Piano talent, Brian Ganz, continues quest to perform nearly 250 Chopin works in the next decade, performing at the Strathmore.
By Tyler Sullivan
Pianist Brian Ganz has undertaken a musical quest, stacking up the entirety of Frederic Chopin’s works, and setting out to perform every single one within the course of a decade. Coming out to nearly 250 pieces, the quest could only be undertaken by a true and devoted follower, one who feels the work of Chopin to the very heart of his core. For Ganz, Chopin’s work is just that, moving him so entirely that his next 10 years are devoted to recreating and experiencing Chopin’s notes on a grand scale, performing them for thousands at the Strathmore. What better name for his project than his “Extreme Chopin” quest.

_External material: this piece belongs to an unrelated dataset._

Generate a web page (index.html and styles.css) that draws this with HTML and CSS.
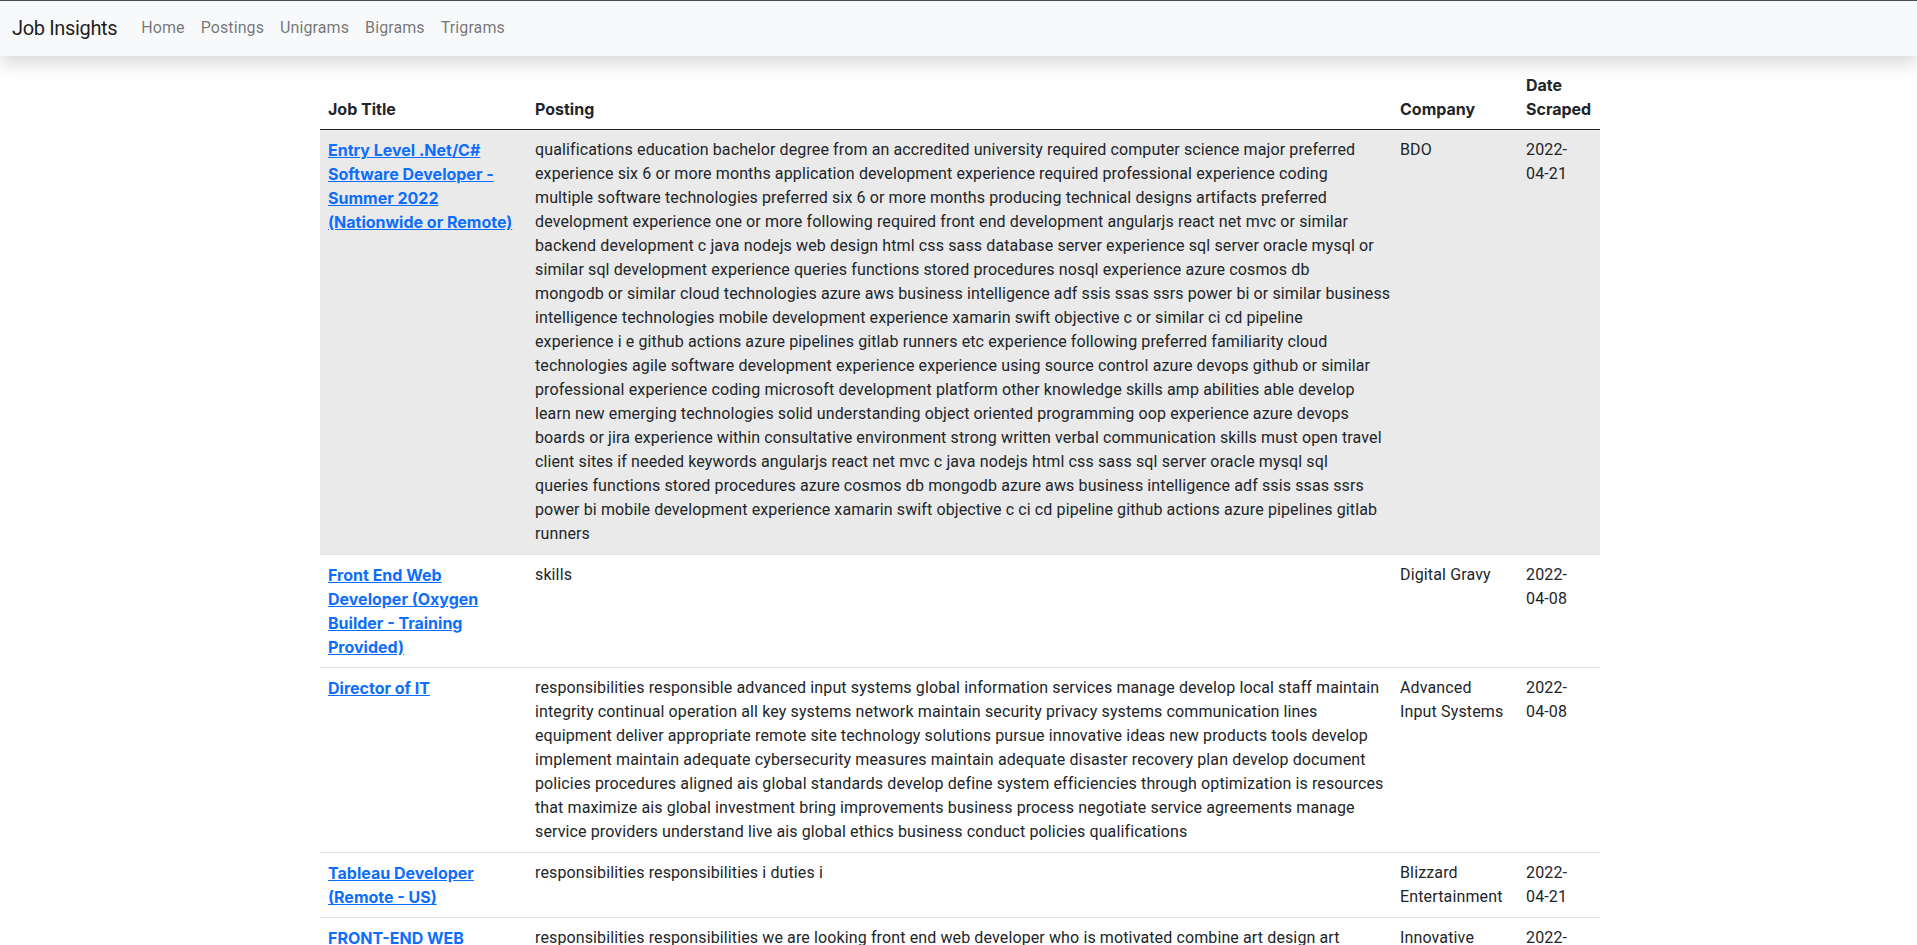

Ganz began the project about a year ago with a sold out recital at the Strathmore Music Center. Hailed by the Washington Post as “masterly in his first installment of the complete works,” the performance hosted nearly 2,000 attendees, and dazzled all of them.
With his February 2012 program about to commence, set to begin February 11 at 8:00pm at the Strathmore, guests of the first endeavor are at the edge of their seats.
The second recital’s program will explore “Dances and Fantasies,” including Two Polonaises, Op. 40; Fantaisie (“Fantasy”) in F minor, Op. 49; Impromptu No. 2 in F-sharp Major, Op. 36; Fantaisie-Impromptu in C-sharp minor, Op. 66 (Posthumous); Waltz in A-flat Major, Op.42; Polonaise-Fantaisie, Op. 61; Four Mazurkas, Op. 6; Andante Spianato et Grande Polonaise Brillante, Op. 22.
“The program will include such beloved Chopin favorites as the Fantaisie-Impromptu and the ever popular Polonaise in A major,” Ganz said, “The Polonaise-Fantaisie, Op. 61, Chopin’s last large-scale masterworks for solo piano, will form the centerpiece of the program. It’s one of Chopin’s very personal statements, and relatively rarely heard.”
“Chopin’s music is the language of my soul, and I have dreamed since childhood of someday performing all of his works,” Ganz gushed, widely regarded as one of the leading pianists of his generation. “One of my lifelong goals has been to study every single note Chopin composed,” Ganz said. “This project gives me a lovely framework within which to reach that goal.”
We are excited to see the product of this intriguing quest and this artist’s true devotion and fascination with one of piano’s greats.